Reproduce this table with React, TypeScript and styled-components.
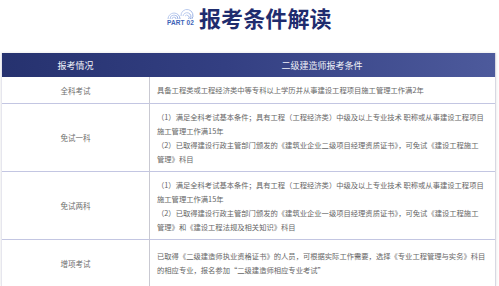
import React from "react";
import styled, { createGlobalStyle } from "styled-components";

const Global = createGlobalStyle`
  html, body { margin: 0; padding: 0; background: #ffffff; }
  body { font-family: "Noto Sans CJK SC", "Noto Sans", sans-serif; }
`;

const Page = styled.div`
  width: 499px;
  height: 286px;
  overflow: hidden;
  background: #fff;
  display: flex;
  flex-direction: column;
`;

const TitleBar = styled.div`
  height: 53px;
  box-sizing: border-box;
  padding: 3px 0 0 167px;
  display: flex;
  align-items: flex-start;
  gap: 4px;
`;

const Badge = styled.div`
  display: flex;
  flex-direction: column;
  align-items: flex-start;
  padding-top: 3px;
`;

const PartText = styled.span`
  font-family: "Liberation Sans", Arial, sans-serif;
  font-size: 6.5px;
  font-weight: 700;
  color: #3d63b8;
  line-height: 8px;
  letter-spacing: 0.1px;
`;

const Title = styled.h1`
  margin: 0;
  font-size: 22px;
  line-height: 28px;
  font-weight: 700;
  color: #1f2c6e;
  letter-spacing: 0.1px;
`;

const Table = styled.div`
  margin-left: 1px;
  width: 495px;
  display: grid;
  grid-template-columns: 148px 1fr;
  box-shadow: 0 0 3px rgba(0, 0, 0, 0.12);
  border-left: 1px solid #e6e6ee;
  border-right: 1px solid #d8d8e2;
  box-sizing: border-box;
`;

const HeadRow = styled.div`
  grid-column: 1 / -1;
  display: grid;
  grid-template-columns: 147px 1fr;
  height: 24px;
  background: linear-gradient(90deg, #26326f 0%, #333f82 45%, #4d5a9c 100%);
`;

const HeadCell = styled.div`
  display: flex;
  align-items: center;
  justify-content: center;
  color: #f2f3fa;
  font-size: 9px;
`;

const Label = styled.div<{ $h: number }>`
  height: ${(p) => p.$h}px;
  box-sizing: border-box;
  border-right: 1px solid #c9c9d2;
  border-bottom: 1px solid #c3c6e2;
  display: flex;
  align-items: center;
  justify-content: center;
  color: #6e6e6e;
  font-size: 7.5px;
`;

const Body = styled.div<{ $h: number }>`
  height: ${(p) => p.$h}px;
  box-sizing: border-box;
  border-bottom: 1px solid #c3c6e2;
  display: flex;
  flex-direction: column;
  justify-content: center;
  padding-left: 7px;
  color: #666;
  font-size: 7.3px;
  line-height: 14px;
  white-space: nowrap;
`;

const LastLabel = styled(Label)`
  border-bottom: none;
`;
const LastBody = styled(Body)`
  border-bottom: none;
`;

const Logo = () => (
  <svg width="28" height="13" viewBox="0 0 28 13">
    <defs>
      <linearGradient id="lg" x1="0" y1="0" x2="1" y2="1">
        <stop offset="0" stopColor="#c9d6f2" />
        <stop offset="1" stopColor="#8ea8e0" />
      </linearGradient>
    </defs>
    {[2, 4, 6].map((r) => (
      <path key={"a" + r} d={`M ${7 - r} 13 A ${r} ${r} 0 0 1 ${7 + r} 13`} fill="none" stroke="url(#lg)" strokeWidth="1" />
    ))}
    {[2, 4, 6].map((r) => (
      <path key={"b" + r} d={`M ${20 - r} 10 A ${r} ${r} 0 1 1 ${20 + r * 0.8} 13`} fill="none" stroke="url(#lg)" strokeWidth="1" />
    ))}
  </svg>
);

const rows: { label: string; h: number; lines: string[] }[] = [
  {
    label: "全科考试",
    h: 27,
    lines: ["具备工程类或工程经济类中等专科以上学历并从事建设工程项目施工管理工作满2年"],
  },
  {
    label: "免试一科",
    h: 68,
    lines: [
      "（1）满足全科考试基本条件；具有工程（工程经济类）中级及以上专业技术 职称或从事建设工程项目",
      "施工管理工作满15年",
      "（2）已取得建设行政主管部门颁发的《建筑业企业二级项目经理资质证书》，可免试《建设工程施工",
      "管理》科目",
    ],
  },
  {
    label: "免试两科",
    h: 68,
    lines: [
      "（1）满足全科考试基本条件；具有工程（工程经济类）中级及以上专业技术 职称或从事建设工程项目",
      "施工管理工作满15年",
      "（2）已取得建设行政主管部门颁发的《建筑业企业一级项目经理资质证书》，可免试《建设工程施工",
      "管理》和《建设工程法规及相关知识》科目",
    ],
  },
];

const last = {
  label: "增项考试",
  h: 46,
  lines: [
    "已取得《二级建造师执业资格证书》的人员，可根据实际工作需要，选择《专业工程管理与实务》科目",
    "的相应专业，报名参加“二级建造师相应专业考试”",
  ],
};

export default function App() {
  return (
    <Page>
      <Global />
      <TitleBar>
        <Badge>
          <Logo />
          <PartText>PART 02</PartText>
        </Badge>
        <Title>报考条件解读</Title>
      </TitleBar>
      <Table>
        <HeadRow>
          <HeadCell>报考情况</HeadCell>
          <HeadCell>二级建造师报考条件</HeadCell>
        </HeadRow>
        {rows.map((r) => (
          <React.Fragment key={r.label}>
            <Label $h={r.h}>{r.label}</Label>
            <Body $h={r.h}>
              {r.lines.map((l) => (
                <div key={l}>{l}</div>
              ))}
            </Body>
          </React.Fragment>
        ))}
        <LastLabel $h={last.h}>{last.label}</LastLabel>
        <LastBody $h={last.h}>
          {last.lines.map((l) => (
            <div key={l}>{l}</div>
          ))}
        </LastBody>
      </Table>
    </Page>
  );
}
◆ ◆ ◆ ◆ ◆ ◆ ◆
### What to produce
Quote the data above in full, leaving out the pictures it holds.

### Reply to the exercise
Reproduce this table with React, TypeScript and styled-components.
import React from "react";
import styled, { createGlobalStyle } from "styled-components";

const Global = createGlobalStyle`
  html, body { margin: 0; padding: 0; background: #ffffff; }
  body { font-family: "Noto Sans CJK SC", "Noto Sans", sans-serif; }
`;

const Page = styled.div`
  width: 499px;
  height: 286px;
  overflow: hidden;
  background: #fff;
  display: flex;
  flex-direction: column;
`;

const TitleBar = styled.div`
  height: 53px;
  box-sizing: border-box;
  padding: 3px 0 0 167px;
  display: flex;
  align-items: flex-start;
  gap: 4px;
`;

const Badge = styled.div`
  display: flex;
  flex-direction: column;
  align-items: flex-start;
  padding-top: 3px;
`;

const PartText = styled.span`
  font-family: "Liberation Sans", Arial, sans-serif;
  font-size: 6.5px;
  font-weight: 700;
  color: #3d63b8;
  line-height: 8px;
  letter-spacing: 0.1px;
`;

const Title = styled.h1`
  margin: 0;
  font-size: 22px;
  line-height: 28px;
  font-weight: 700;
  color: #1f2c6e;
  letter-spacing: 0.1px;
`;

const Table = styled.div`
  margin-left: 1px;
  width: 495px;
  display: grid;
  grid-template-columns: 148px 1fr;
  box-shadow: 0 0 3px rgba(0, 0, 0, 0.12);
  border-left: 1px solid #e6e6ee;
  border-right: 1px solid #d8d8e2;
  box-sizing: border-box;
`;

const HeadRow = styled.div`
  grid-column: 1 / -1;
  display: grid;
  grid-template-columns: 147px 1fr;
  height: 24px;
  background: linear-gradient(90deg, #26326f 0%, #333f82 45%, #4d5a9c 100%);
`;

const HeadCell = styled.div`
  display: flex;
  align-items: center;
  justify-content: center;
  color: #f2f3fa;
  font-size: 9px;
`;

const Label = styled.div<{ $h: number }>`
  height: ${(p) => p.$h}px;
  box-sizing: border-box;
  border-right: 1px solid #c9c9d2;
  border-bottom: 1px solid #c3c6e2;
  display: flex;
  align-items: center;
  justify-content: center;
  color: #6e6e6e;
  font-size: 7.5px;
`;

const Body = styled.div<{ $h: number }>`
  height: ${(p) => p.$h}px;
  box-sizing: border-box;
  border-bottom: 1px solid #c3c6e2;
  display: flex;
  flex-direction: column;
  justify-content: center;
  padding-left: 7px;
  color: #666;
  font-size: 7.3px;
  line-height: 14px;
  white-space: nowrap;
`;

const LastLabel = styled(Label)`
  border-bottom: none;
`;
const LastBody = styled(Body)`
  border-bottom: none;
`;

const Logo = () => (
  <svg width="28" height="13" viewBox="0 0 28 13">
    <defs>
      <linearGradient id="lg" x1="0" y1="0" x2="1" y2="1">
        <stop offset="0" stopColor="#c9d6f2" />
        <stop offset="1" stopColor="#8ea8e0" />
      </linearGradient>
    </defs>
    {[2, 4, 6].map((r) => (
      <path key={"a" + r} d={`M ${7 - r} 13 A ${r} ${r} 0 0 1 ${7 + r} 13`} fill="none" stroke="url(#lg)" strokeWidth="1" />
    ))}
    {[2, 4, 6].map((r) => (
      <path key={"b" + r} d={`M ${20 - r} 10 A ${r} ${r} 0 1 1 ${20 + r * 0.8} 13`} fill="none" stroke="url(#lg)" strokeWidth="1" />
    ))}
  </svg>
);

const rows: { label: string; h: number; lines: string[] }[] = [
  {
    label: "全科考试",
    h: 27,
    lines: ["具备工程类或工程经济类中等专科以上学历并从事建设工程项目施工管理工作满2年"],
  },
  {
    label: "免试一科",
    h: 68,
    lines: [
      "（1）满足全科考试基本条件；具有工程（工程经济类）中级及以上专业技术 职称或从事建设工程项目",
      "施工管理工作满15年",
      "（2）已取得建设行政主管部门颁发的《建筑业企业二级项目经理资质证书》，可免试《建设工程施工",
      "管理》科目",
    ],
  },
  {
    label: "免试两科",
    h: 68,
    lines: [
      "（1）满足全科考试基本条件；具有工程（工程经济类）中级及以上专业技术 职称或从事建设工程项目",
      "施工管理工作满15年",
      "（2）已取得建设行政主管部门颁发的《建筑业企业一级项目经理资质证书》，可免试《建设工程施工",
      "管理》和《建设工程法规及相关知识》科目",
    ],
  },
];

const last = {
  label: "增项考试",
  h: 46,
  lines: [
    "已取得《二级建造师执业资格证书》的人员，可根据实际工作需要，选择《专业工程管理与实务》科目",
    "的相应专业，报名参加“二级建造师相应专业考试”",
  ],
};

export default function App() {
  return (
    <Page>
      <Global />
      <TitleBar>
        <Badge>
          <Logo />
          <PartText>PART 02</PartText>
        </Badge>
        <Title>报考条件解读</Title>
      </TitleBar>
      <Table>
        <HeadRow>
          <HeadCell>报考情况</HeadCell>
          <HeadCell>二级建造师报考条件</HeadCell>
        </HeadRow>
        {rows.map((r) => (
          <React.Fragment key={r.label}>
            <Label $h={r.h}>{r.label}</Label>
            <Body $h={r.h}>
              {r.lines.map((l) => (
                <div key={l}>{l}</div>
              ))}
            </Body>
          </React.Fragment>
        ))}
        <LastLabel $h={last.h}>{last.label}</LastLabel>
        <LastBody $h={last.h}>
          {last.lines.map((l) => (
            <div key={l}>{l}</div>
          ))}
        </LastBody>
      </Table>
    </Page>
  );
}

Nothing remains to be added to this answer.